Jupyter Notebooks run "kernels" - the computational engine used for executing your code. It's important to be running the right kernel within your notebook, otherwise you may get errors stating that you don't have a particular package or have the wrong version of it or even complaints about the version of Python you're running (some packages that work with Python 3.6.6 don't currently support Python 3.7, for example).

It is essential to run source activate learn-env (if you have an issue with running git bash, the command to activate Conda within the Conda shell on windows is activate learn-env) every time you start a new terminal window that you are going to use to either run a Jupyter Notebook or your tests. If you don't do this you will get errors, so please check this first. If you are not sure whether you have activated the environment, in the terminal type conda list -f obscure and it should show you that you have v1.0.1 of the "obscure" package. If it doesn't show that, (re)run (source) activate learn-env.

However, there is one more step you need to perform. Firstly you need to ensure your terminal is running the learn-env virtual environment so you have the necessary packages. Then you need to go into your Jupyter Notebook and when viewing a notebook, click on "Kernel" in the top bar, then "Change Kernel" and then pick the learn-env kernel. You must make sure you're running the learn-env kernel whenever you're working in a Jupyter Notebook.

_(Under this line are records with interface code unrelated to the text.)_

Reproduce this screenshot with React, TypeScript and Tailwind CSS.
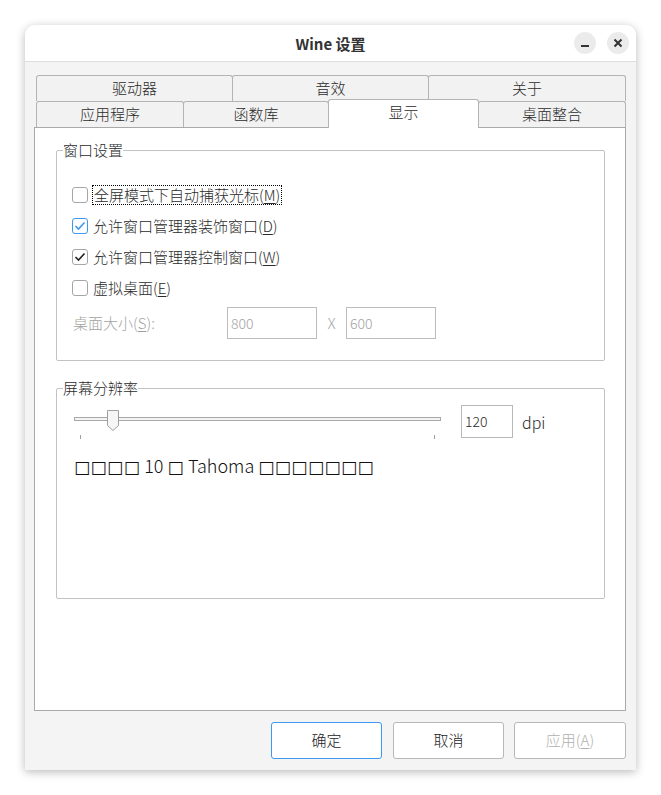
import React from "react";

const U = ({ c }: { c: string }) => <span className="underline underline-offset-2">{c}</span>;

function Box({ state }: { state: "off" | "blue" | "dark" }) {
  const border = state === "blue" ? "border-[#3d98ef]" : "border-[#a6a6a6]";
  return (
    <div className={`w-[16px] h-[16px] shrink-0 rounded-[3px] border ${border} bg-white flex items-center justify-center`}>
      {state !== "off" && (
        <svg width="12" height="10" viewBox="0 0 12 10">
          <polyline
            points="1.5,5 4.5,8 10.5,1.5"
            fill="none"
            stroke={state === "blue" ? "#3d98ef" : "#222"}
            strokeWidth="1.6"
          />
        </svg>
      )}
    </div>
  );
}

const Sq = ({ s }: { s: string }) => (
  <span className="font-['DejaVu_Sans',sans-serif] text-[17px] tracking-[0.5px] font-normal">{s}</span>
);

export default function App() {
  const row1 = [
    { t: "驱动器", w: "w-[197px]" },
    { t: "音效", w: "w-[197px]" },
    { t: "关于", w: "w-[198px]" },
  ];
  return (
    <div className="w-[661px] h-[795px] bg-white pt-[25px] pl-[25px] font-['Noto_Sans_CJK_SC',sans-serif] font-light text-[15px] text-[#2b2b2b]">
      <div className="w-[611px] h-[745px] rounded-t-[10px] bg-[#f4f4f4] shadow-[0_2px_10px_rgba(0,0,0,0.28)] flex flex-col">
        {/* Title bar */}
        <div className="h-[37px] shrink-0 bg-white rounded-t-[10px] border-b border-[#dedede] grid grid-cols-[1fr_auto_1fr] items-center">
          <div />
          <div className="font-bold text-[15px] text-[#333] leading-none">Wine 设置</div>
          <div className="flex justify-end gap-[11px] pr-[7px]">
            <div className="w-[22px] h-[22px] rounded-full bg-[#ebebeb] flex items-center justify-center">
              <div className="w-[8px] h-[2px] bg-[#333] mt-[6px]" />
            </div>
            <div className="w-[22px] h-[22px] rounded-full bg-[#ebebeb] flex items-center justify-center">
              <svg width="10" height="10" viewBox="0 0 10 10">
                <path d="M1.5 1.5 L8.5 8.5 M8.5 1.5 L1.5 8.5" stroke="#333" strokeWidth="2" />
              </svg>
            </div>
          </div>
        </div>

        {/* Body */}
        <div className="flex flex-col pt-[13px] pl-[9px] pr-[10px]">
          {/* Tabs */}
          <div className="ml-[2px] w-[590px]">
            <div className="flex h-[26px]">
              {row1.map((r, i) => (
                <div
                  key={r.t}
                  className={`${r.w} h-[26px] ${i > 0 ? "-ml-px" : ""} border border-b-0 border-[#b4b4b4] rounded-t-[3px] bg-[#f2f2f2] flex items-center justify-center`}
                >
                  {r.t}
                </div>
              ))}
            </div>
            <div className="flex h-[26px] items-start">
              <div className="w-[148px] h-[26px] border border-b-0 border-[#b4b4b4] rounded-t-[3px] bg-[#f2f2f2] flex items-center justify-center">
                应用程序
              </div>
              <div className="w-[146px] h-[26px] -ml-px border border-b-0 border-[#b4b4b4] rounded-t-[3px] bg-[#f2f2f2] flex items-center justify-center">
                函数库
              </div>
              <div className="relative z-10 w-[151px] h-[29px] -mt-[2px] -ml-px border border-b-0 border-[#b4b4b4] rounded-t-[3px] bg-white flex items-center justify-center pb-[3px]">
                显示
              </div>
              <div className="w-[148px] h-[26px] -ml-px border border-b-0 border-[#b4b4b4] rounded-t-[3px] bg-[#f2f2f2] flex items-center justify-center">
                桌面整合
              </div>
            </div>
          </div>

          {/* Panel */}
          <div className="h-[584px] border border-[#a9a9a9] bg-white pt-[12px] pl-[21px] pr-[20px]">
            <fieldset className="h-[221px] border border-[#c2c2c2] rounded-[2px]">
              <legend className="ml-[6px] leading-[20px]">窗口设置</legend>
              <div className="pt-[19px] pl-[15px] flex flex-col">
                <div className="h-[31px] flex items-center">
                  <Box state="off" />
                  <span className="ml-[4px] leading-[18px] px-[1px] border border-dotted border-black">
                    全屏模式下自动捕获光标(<U c="M" />)
                  </span>
                </div>
                <div className="h-[31px] flex items-center">
                  <Box state="blue" />
                  <span className="ml-[5px] leading-[18px]">
                    允许窗口管理器装饰窗口(<U c="D" />)
                  </span>
                </div>
                <div className="h-[31px] flex items-center">
                  <Box state="dark" />
                  <span className="ml-[5px] leading-[18px]">
                    允许窗口管理器控制窗口(<U c="W" />)
                  </span>
                </div>
                <div className="h-[31px] flex items-center">
                  <Box state="off" />
                  <span className="ml-[5px] leading-[18px]">
                    虚拟桌面(<U c="E" />)
                  </span>
                </div>
                <div className="mt-[4px] h-[32px] flex items-center text-[#a3a3a3]">
                  <span className="w-[155px] pl-[1px]">
                    桌面大小(<U c="S" />):
                  </span>
                  <div className="w-[90px] h-[32px] border border-[#bdbdbd] pl-[3px] flex items-center text-[14px]">800</div>
                  <span className="w-[29px] text-center">X</span>
                  <div className="w-[90px] h-[32px] border border-[#bdbdbd] pl-[3px] flex items-center text-[14px]">600</div>
                </div>
              </div>
            </fieldset>

            <fieldset className="mt-[17px] h-[221px] border border-[#c2c2c2] rounded-[2px]">
              <legend className="ml-[6px] leading-[20px]">屏幕分辨率</legend>
              <div className="pt-[7px] pl-[17px]">
                <div className="flex items-start">
                  <div className="relative w-[367px] h-[36px]">
                    <div className="absolute left-0 top-[12px] w-[367px] h-[4px] border border-[#a8a8a8] bg-[#f4f4f4]" />
                    <svg className="absolute left-[33px] top-[5px]" width="12" height="21" viewBox="0 0 12 21">
                      <path d="M0.5 0.5 H11.5 V15.5 L6 20.5 L0.5 15.5 Z" fill="#f6f6f6" stroke="#a0a0a0" />
                    </svg>
                    <div className="absolute left-[6px] top-[30px] w-px h-[4px] bg-[#a0a0a0]" />
                    <div className="absolute left-[360px] top-[30px] w-px h-[4px] bg-[#a0a0a0]" />
                  </div>
                  <div className="ml-[20px] w-[52px] h-[33px] border border-[#b8b8b8] pl-[3px] flex items-center text-[14px] text-[#2b2b2b]">
                    120
                  </div>
                  <span className="ml-[9px] h-[33px] flex items-center text-[16px]">dpi</span>
                </div>
                <div className="mt-[12px] text-[18px] leading-[24px] text-[#111] whitespace-pre">
                  <Sq s="□□□□" /> 10 <Sq s="□" /> Tahoma <Sq s="□□□□□□□" />
                </div>
              </div>
            </fieldset>
          </div>

          {/* Buttons */}
          <div className="mt-[11px] flex justify-end">
            <button className="w-[111px] h-[37px] rounded-[3px] border border-[#3d98ef] bg-white text-[#222]">确定</button>
            <button className="ml-[11px] w-[111px] h-[37px] rounded-[3px] border border-[#b8b8b8] bg-white text-[#222]">取消</button>
            <button className="ml-[10px] w-[112px] h-[37px] rounded-[3px] border border-[#b8b8b8] bg-white text-[#b0b0b0]">
              应用(<U c="A" />)
            </button>
          </div>
        </div>
      </div>
    </div>
  );
}
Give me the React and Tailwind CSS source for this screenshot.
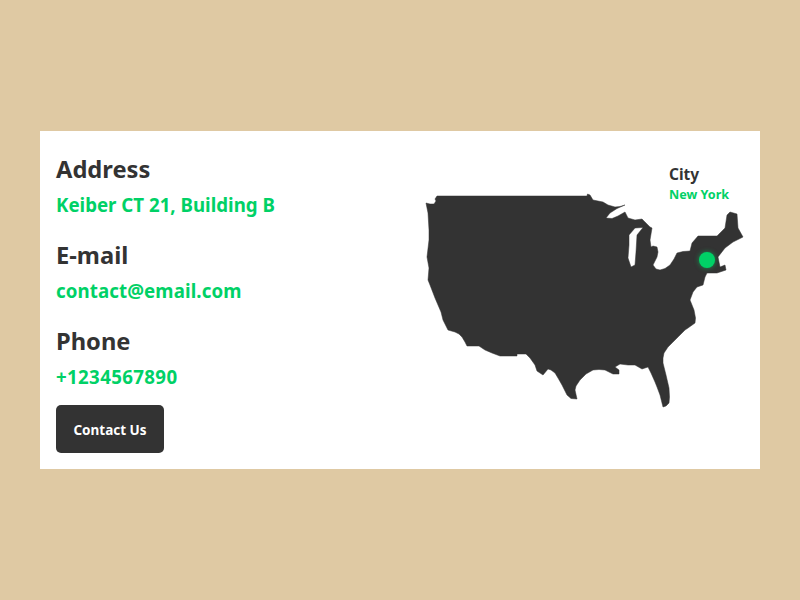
const items = [
  { label: "Address", value: "Keiber CT 21, Building B", spacing: "tracking-normal" },
  { label: "E-mail", value: "contact@email.com", spacing: "tracking-[0.1px]" },
  { label: "Phone", value: "+1234567890", spacing: "tracking-[0.35px]" },
];

// traced from the reference, coordinates are page pixels
const usa =
  "M437 196 L587 196 L587.5 194 L590 195 L593 200 L603 202 L608 205 L615 207 L620 206.5 L625 205 L617 208.5 L610 213 L606 218 L612 218.5 L618 216 L625 212 L628 218 L635 220 L642 219 L645 222 L650 227 L652 228 L650 240 L651 247 L653 246 L657 247 L658 252 L657 257 L653 265 L656 269 L660 270 L665 268.5 L670 265 L674 259 L677 253 L683 251.5 L690 251 L692 243 L698 236 L717 236 L720 233 L725 228 L727 215 L730 212 L737 214 L738 228 L743 237 L733 242 L725 248 L718 257 L720 267 L725 265 L726 270 L717 273 L707 273 L705 277 L703 285 L697 287 L693 292 L690 300 L692 305 L694 310 L695.5 318 L695 323 L688 328 L685 330 L679 336 L673 342 L668 347 L664 353 L663 358 L663 363 L666 375 L669 388 L669.5 397 L669 403 L666 406 L663 407 L660 395 L657 387 L655 382 L651 373 L648 367 L642 369 L635 365 L628 365 L620 364 L615 367 L619 370 L619 374 L613 374 L605 370 L599 369.5 L593 370 L586 374 L580 380 L576 386 L575 390 L577 399 L571 398.5 L567 395 L565 391 L562 385 L558 378 L555 373 L551 370 L548 369 L543 375 L537 371 L535 365 L530 358 L526 354 L517 354 L517 356 L500 356 L492 353 L485 350 L479 346 L467 346 L465 342 L462 337 L459 334 L455 332 L448 330 L443 320 L441 312 L435 298 L430 285 L428 280 L429 268 L427 257 L429 240 L429 230 L428 213 L426 203 L430 204 L434 204 L436 201 L435 199 Z " +
  // lake michigan
  "M629 235 L635 228 L643 227.5 L637 235 L636 252 L635 265 L631 267 L628 258 L629 245 Z";

const App = () => {
  return (
    <div className="flex min-h-screen items-center justify-center bg-[#dfc9a3] font-['Noto_Sans',sans-serif]">
      <div className="relative flex h-[338px] w-[720px] bg-white p-4">
        <div className="flex flex-col pt-[6px]">
          {items.map((item) => (
            <div key={item.label} className="mb-[20px]">
              <h2 className="text-[23.7px] leading-8 font-bold text-[#333]">
                {item.label}
              </h2>
              <p className={`mt-[6px] text-[18.7px] leading-7 font-bold text-[#00d166] ${item.spacing}`}>
                {item.value}
              </p>
            </div>
          ))}
          <button className="-mt-[6px] h-12 w-[108px] rounded-[5px] bg-[#333] pt-0.5 text-[13.5px] font-bold text-white">
            Contact Us
          </button>
        </div>

        {/* map */}
        <svg
          className="absolute top-[59px] left-[380px]"
          width="330"
          height="225"
          viewBox="420 190 330 225"
        >
          <path
            d={usa}
            fill="#333"
            fillRule="evenodd"
            stroke="#333"
            strokeWidth="0.5"
            strokeLinejoin="round"
          />
        </svg>
        <div className="absolute top-[121px] left-[659px] h-4 w-4 rounded-full bg-[#00d166] shadow-[0_0_5px_rgba(0,209,102,0.6)]"></div>
        <div className="absolute top-[32px] left-[629px]">
          <div className="text-[15.5px] leading-[22px] font-bold text-[#333]">City</div>
          <div className="text-[12.6px] leading-[20px] font-bold text-[#00d166]">New York</div>
        </div>
      </div>
    </div>
  );
};
export default App;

If for any reason you don't see the learn-env option in the drop-down list of kernels, exit the notebook in the browser, close down the notebook server, and in the terminal type python -m ipykernel install --user --name=learn-env - that will add the learn-env to your list of kernels and when you restart the Jupyter Notebook server and then open a notebook, you'll be able to select the learn-env option from the list of kernels.

Summary

Congratulations! If you've gotten this far and everything has worked, you have a great baseline setup for working as a professional data scientist!